On 28 January 1986, 40 years ago today, the Space Shuttle Challenger exploded 73 seconds after launch from Kennedy Space Center in Cape Canaveral, Fla. Six astronauts and a teacher from New Hampshire died when the crew cabin of the orbiter impacted the Atlantic Ocean more than three minutes later; most of them were likely conscious and aware at the time.
The Rogers Commission Report on the disaster concluded that Morton Thiokol managers Jerry Mason, Joe Kilminster, and Robert Lund had overruled their engineers, particularly Bob Eberling, under pressure from Lawrence Mulloy and George Hardy at NASA.
Physicist Richard Feynman revealed the systemic failures at both organizations, in particular NASA's habit of determining what the probability of disaster ought to be, and then working backward to the data they actually had, rather than determining the probability from the data. NASA claimed that the probability of a shuttle disaster was 1 in 100,000; the actual probability turned out to be 1 in 67.5 over the life of the program. I am not aware of any other vehicle ever produced that killed its occupants 1.4% of the time and stayed in service for 20 years.
In unrelated news, NPR revealed this morning that the Department of Energy has secretly loosened nuclear safety regulations to encourage development of the next-generation of reactors. According to NPR,
The orders slash hundreds of pages of requirements for security at the reactors. They also loosen protections for groundwater and the environment and eliminate at least one key safety role. The new orders cut back on requirements for keeping records, and they raise the amount of radiation a worker can be exposed to before an official accident investigation is triggered.

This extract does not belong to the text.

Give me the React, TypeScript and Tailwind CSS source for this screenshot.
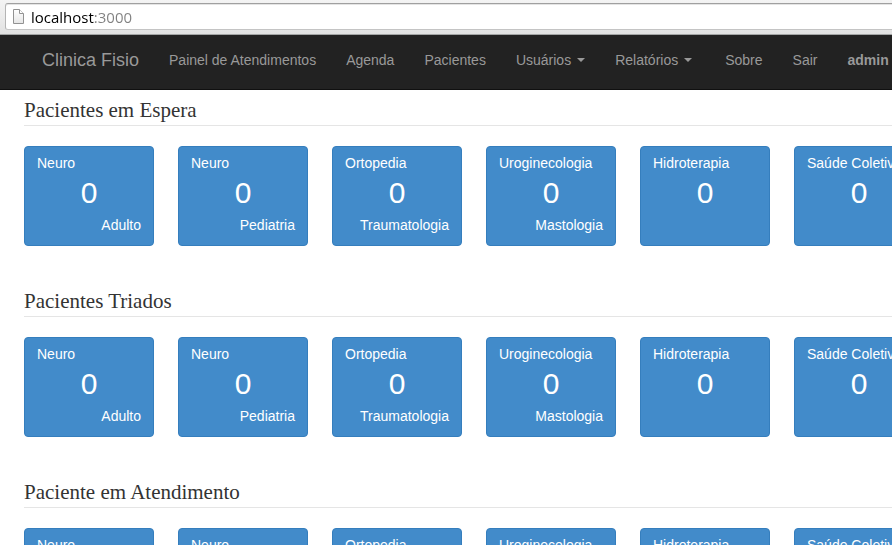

The new orders strip out some guiding principles of nuclear safety, notably a concept known as "As Low As Reasonably Achievable" (ALARA), which requires nuclear reactor operators to keep levels of radiation exposure below the legal limit whenever they can. The ALARA standard has been in use for decades at both the Department of Energy and the Nuclear Regulatory Commission.
Removing the standard means that new reactors could be constructed with less concrete shielding, and workers could work longer shifts, potentially receiving higher doses of radiation, according to Tison Campbell, a partner at K&L Gates who previously worked as a lawyer at the Nuclear Regulatory Commission.
Any connection with the Challenger disaster is purely coincidental, except for the part about how both occurred in the second terms of Republican presidents obsessed with corporate profitability at the expense of safety.